Collected data entries:
========================
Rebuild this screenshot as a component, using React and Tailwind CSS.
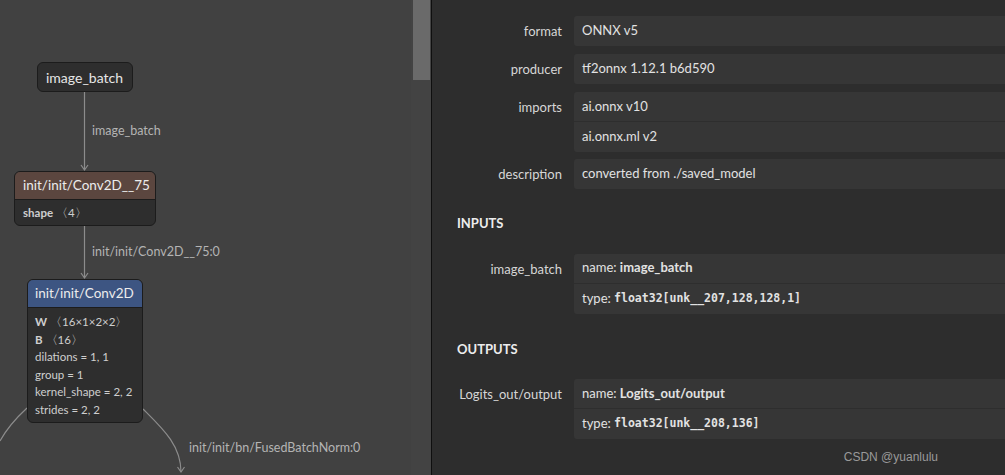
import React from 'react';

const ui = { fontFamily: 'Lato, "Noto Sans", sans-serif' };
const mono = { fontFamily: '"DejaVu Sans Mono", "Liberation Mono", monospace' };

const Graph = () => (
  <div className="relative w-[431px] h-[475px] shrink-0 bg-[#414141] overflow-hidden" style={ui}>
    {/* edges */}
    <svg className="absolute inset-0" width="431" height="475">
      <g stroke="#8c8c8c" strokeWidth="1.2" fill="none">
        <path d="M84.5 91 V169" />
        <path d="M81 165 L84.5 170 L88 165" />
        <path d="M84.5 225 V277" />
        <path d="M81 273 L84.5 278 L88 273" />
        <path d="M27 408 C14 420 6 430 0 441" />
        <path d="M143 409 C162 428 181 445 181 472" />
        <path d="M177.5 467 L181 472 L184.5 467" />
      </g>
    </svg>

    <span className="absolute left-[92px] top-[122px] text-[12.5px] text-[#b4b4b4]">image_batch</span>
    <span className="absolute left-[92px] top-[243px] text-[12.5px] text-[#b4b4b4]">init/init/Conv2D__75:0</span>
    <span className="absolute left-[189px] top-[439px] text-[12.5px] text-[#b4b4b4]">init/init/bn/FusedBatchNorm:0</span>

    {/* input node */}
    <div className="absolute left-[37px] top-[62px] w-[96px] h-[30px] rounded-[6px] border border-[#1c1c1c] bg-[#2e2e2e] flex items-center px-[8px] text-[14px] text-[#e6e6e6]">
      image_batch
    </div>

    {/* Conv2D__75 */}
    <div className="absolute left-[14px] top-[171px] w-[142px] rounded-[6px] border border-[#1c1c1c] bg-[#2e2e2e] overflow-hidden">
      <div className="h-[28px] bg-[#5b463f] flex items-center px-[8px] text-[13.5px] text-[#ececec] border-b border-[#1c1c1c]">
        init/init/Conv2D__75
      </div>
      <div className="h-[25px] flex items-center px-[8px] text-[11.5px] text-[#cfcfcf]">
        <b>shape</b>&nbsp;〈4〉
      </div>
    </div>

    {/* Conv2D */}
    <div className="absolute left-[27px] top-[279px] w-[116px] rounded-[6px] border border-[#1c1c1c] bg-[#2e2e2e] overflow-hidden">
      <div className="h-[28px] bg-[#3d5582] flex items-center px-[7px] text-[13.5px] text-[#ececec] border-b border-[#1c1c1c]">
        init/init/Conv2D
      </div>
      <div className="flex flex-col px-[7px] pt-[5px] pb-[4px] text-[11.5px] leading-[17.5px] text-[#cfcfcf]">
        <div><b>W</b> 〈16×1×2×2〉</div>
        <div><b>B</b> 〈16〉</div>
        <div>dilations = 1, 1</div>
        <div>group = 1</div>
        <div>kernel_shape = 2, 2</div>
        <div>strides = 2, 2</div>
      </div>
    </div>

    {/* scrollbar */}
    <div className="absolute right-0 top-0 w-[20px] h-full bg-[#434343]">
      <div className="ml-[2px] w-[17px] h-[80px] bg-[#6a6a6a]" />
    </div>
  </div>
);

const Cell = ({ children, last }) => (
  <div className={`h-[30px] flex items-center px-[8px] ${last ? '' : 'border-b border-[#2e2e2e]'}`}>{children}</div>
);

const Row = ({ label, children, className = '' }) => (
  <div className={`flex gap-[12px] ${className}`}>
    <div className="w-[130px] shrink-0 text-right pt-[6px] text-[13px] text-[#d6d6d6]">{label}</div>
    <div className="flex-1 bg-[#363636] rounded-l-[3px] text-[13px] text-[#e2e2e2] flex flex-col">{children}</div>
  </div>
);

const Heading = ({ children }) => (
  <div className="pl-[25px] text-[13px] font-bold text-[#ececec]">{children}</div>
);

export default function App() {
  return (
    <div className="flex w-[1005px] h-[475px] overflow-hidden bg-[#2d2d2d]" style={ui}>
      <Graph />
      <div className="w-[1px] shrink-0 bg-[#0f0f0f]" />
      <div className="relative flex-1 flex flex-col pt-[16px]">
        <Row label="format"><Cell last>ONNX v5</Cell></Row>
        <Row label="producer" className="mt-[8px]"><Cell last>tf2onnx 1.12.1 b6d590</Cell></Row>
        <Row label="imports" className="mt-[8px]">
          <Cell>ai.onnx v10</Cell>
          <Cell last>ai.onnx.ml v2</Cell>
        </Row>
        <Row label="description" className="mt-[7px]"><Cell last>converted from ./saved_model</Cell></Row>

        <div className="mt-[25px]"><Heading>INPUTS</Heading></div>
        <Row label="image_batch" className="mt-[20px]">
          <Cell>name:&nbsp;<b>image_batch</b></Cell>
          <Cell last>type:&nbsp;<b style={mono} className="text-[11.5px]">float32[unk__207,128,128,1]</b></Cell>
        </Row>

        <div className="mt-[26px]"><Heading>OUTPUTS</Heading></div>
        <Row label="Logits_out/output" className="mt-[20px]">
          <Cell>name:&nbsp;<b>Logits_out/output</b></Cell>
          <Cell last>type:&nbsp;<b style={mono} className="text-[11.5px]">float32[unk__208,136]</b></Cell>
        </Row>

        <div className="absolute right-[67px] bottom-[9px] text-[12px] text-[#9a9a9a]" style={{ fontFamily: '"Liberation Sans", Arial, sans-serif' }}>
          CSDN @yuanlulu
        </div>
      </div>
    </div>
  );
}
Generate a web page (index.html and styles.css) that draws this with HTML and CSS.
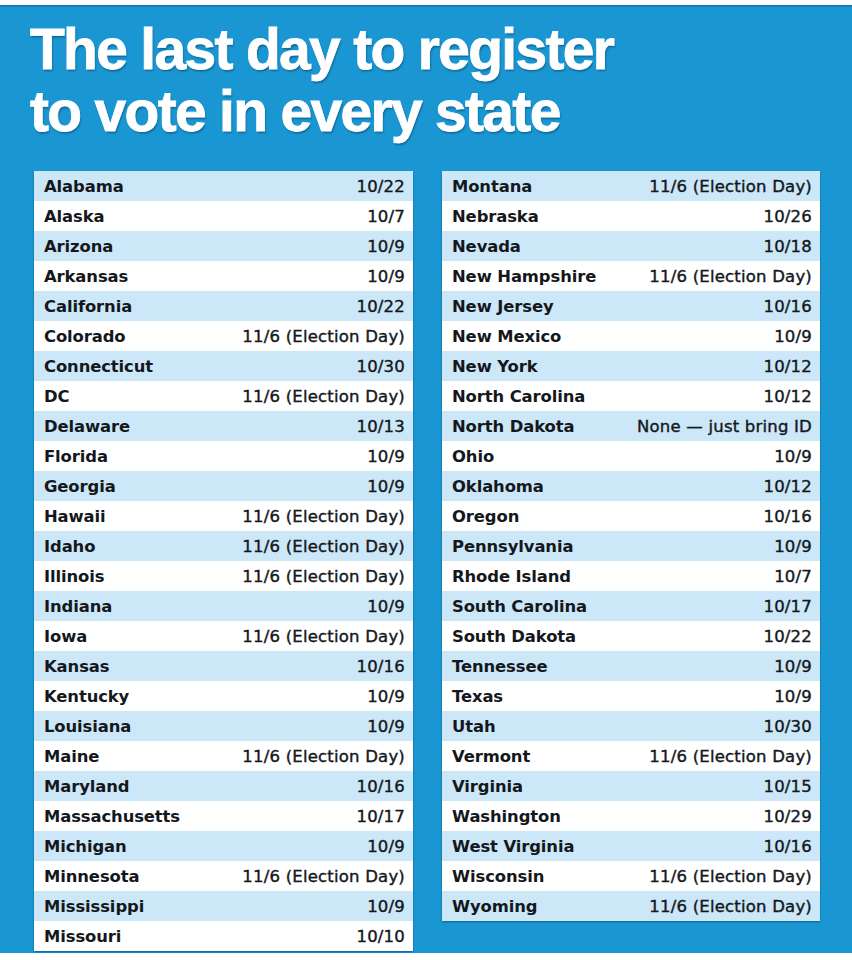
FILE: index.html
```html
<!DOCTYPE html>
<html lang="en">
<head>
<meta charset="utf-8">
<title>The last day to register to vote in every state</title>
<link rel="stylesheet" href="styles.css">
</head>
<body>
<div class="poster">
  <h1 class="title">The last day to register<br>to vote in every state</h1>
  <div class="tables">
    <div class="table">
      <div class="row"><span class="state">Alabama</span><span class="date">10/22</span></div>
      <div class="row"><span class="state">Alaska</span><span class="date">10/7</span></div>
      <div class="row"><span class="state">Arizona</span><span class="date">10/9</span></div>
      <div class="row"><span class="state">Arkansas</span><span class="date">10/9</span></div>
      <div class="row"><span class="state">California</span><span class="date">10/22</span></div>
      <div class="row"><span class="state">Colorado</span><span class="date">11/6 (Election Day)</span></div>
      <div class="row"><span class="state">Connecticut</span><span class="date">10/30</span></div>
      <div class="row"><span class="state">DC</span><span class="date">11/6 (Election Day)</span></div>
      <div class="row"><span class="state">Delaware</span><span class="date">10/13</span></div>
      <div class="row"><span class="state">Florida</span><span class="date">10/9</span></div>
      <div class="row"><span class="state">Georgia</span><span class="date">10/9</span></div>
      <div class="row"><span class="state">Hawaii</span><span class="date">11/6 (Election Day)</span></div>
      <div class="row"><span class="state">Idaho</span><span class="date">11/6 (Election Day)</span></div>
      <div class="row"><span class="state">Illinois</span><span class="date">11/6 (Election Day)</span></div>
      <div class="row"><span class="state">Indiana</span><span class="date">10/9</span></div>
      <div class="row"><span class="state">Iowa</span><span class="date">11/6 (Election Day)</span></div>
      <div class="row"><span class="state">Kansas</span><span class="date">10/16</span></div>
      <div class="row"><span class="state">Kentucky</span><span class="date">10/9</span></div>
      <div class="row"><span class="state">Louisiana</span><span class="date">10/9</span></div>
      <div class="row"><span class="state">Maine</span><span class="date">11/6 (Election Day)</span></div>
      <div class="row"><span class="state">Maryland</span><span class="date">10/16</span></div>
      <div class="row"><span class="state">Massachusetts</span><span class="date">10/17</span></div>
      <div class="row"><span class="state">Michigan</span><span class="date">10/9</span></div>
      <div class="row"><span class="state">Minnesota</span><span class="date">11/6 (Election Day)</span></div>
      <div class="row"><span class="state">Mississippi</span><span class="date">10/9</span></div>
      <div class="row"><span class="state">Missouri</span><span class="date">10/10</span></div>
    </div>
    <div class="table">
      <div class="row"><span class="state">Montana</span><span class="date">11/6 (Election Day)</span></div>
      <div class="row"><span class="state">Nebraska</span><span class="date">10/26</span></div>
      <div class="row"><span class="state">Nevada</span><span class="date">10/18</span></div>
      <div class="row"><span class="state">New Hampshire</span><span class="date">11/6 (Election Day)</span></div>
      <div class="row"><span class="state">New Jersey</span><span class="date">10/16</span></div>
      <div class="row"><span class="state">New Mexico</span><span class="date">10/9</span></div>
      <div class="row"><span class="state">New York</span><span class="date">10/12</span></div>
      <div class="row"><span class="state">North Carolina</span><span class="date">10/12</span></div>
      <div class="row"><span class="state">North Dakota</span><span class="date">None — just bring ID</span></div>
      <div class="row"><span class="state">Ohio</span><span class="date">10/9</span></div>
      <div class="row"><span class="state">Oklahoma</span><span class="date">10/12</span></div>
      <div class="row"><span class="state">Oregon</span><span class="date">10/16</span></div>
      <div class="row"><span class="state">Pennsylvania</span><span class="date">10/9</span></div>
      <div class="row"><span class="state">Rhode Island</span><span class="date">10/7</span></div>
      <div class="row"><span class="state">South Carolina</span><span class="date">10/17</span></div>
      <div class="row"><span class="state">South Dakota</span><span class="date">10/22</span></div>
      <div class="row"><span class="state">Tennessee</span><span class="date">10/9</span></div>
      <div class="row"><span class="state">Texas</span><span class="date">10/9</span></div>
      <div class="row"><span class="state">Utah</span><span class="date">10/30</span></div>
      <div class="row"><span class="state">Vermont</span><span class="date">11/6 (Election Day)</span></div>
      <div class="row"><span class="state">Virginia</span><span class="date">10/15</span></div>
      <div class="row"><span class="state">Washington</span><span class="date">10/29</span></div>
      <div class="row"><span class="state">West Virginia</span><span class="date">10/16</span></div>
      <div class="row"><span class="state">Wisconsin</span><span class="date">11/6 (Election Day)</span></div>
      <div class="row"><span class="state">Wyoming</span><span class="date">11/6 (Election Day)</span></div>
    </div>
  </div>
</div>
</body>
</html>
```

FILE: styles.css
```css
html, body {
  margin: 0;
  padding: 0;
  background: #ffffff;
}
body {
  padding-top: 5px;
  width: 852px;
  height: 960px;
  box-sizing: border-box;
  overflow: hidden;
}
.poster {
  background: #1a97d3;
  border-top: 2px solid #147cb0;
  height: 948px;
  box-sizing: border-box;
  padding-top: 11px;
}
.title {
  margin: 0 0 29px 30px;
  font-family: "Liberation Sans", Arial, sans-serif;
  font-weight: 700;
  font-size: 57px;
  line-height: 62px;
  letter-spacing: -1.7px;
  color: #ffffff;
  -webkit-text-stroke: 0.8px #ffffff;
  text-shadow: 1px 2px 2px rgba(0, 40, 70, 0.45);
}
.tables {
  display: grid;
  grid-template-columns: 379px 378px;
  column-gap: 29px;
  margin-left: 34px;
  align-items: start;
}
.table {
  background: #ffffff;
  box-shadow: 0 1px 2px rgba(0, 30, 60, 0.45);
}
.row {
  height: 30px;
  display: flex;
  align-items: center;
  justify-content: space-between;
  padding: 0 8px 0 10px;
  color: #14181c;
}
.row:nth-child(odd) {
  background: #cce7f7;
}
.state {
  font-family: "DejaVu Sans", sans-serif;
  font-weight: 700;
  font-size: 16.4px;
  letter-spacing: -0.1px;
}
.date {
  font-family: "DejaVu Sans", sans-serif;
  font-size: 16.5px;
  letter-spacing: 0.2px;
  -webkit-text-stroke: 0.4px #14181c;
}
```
========================
# Exercise brief:
Exactly and only the lines from the top of the records down to the line containing "left-[189px] top-[439px] text-[12.5px]" should be transcribed, please, without the pictures.

# Answer to the exercise:
Rebuild this screenshot as a component, using React and Tailwind CSS.
import React from 'react';

const ui = { fontFamily: 'Lato, "Noto Sans", sans-serif' };
const mono = { fontFamily: '"DejaVu Sans Mono", "Liberation Mono", monospace' };

const Graph = () => (
  <div className="relative w-[431px] h-[475px] shrink-0 bg-[#414141] overflow-hidden" style={ui}>
    {/* edges */}
    <svg className="absolute inset-0" width="431" height="475">
      <g stroke="#8c8c8c" strokeWidth="1.2" fill="none">
        <path d="M84.5 91 V169" />
        <path d="M81 165 L84.5 170 L88 165" />
        <path d="M84.5 225 V277" />
        <path d="M81 273 L84.5 278 L88 273" />
        <path d="M27 408 C14 420 6 430 0 441" />
        <path d="M143 409 C162 428 181 445 181 472" />
        <path d="M177.5 467 L181 472 L184.5 467" />
      </g>
    </svg>

    <span className="absolute left-[92px] top-[122px] text-[12.5px] text-[#b4b4b4]">image_batch</span>
    <span className="absolute left-[92px] top-[243px] text-[12.5px] text-[#b4b4b4]">init/init/Conv2D__75:0</span>
    <span className="absolute left-[189px] top-[439px] text-[12.5px] text-[#b4b4b4]">init/init/bn/FusedBatchNorm:0</span>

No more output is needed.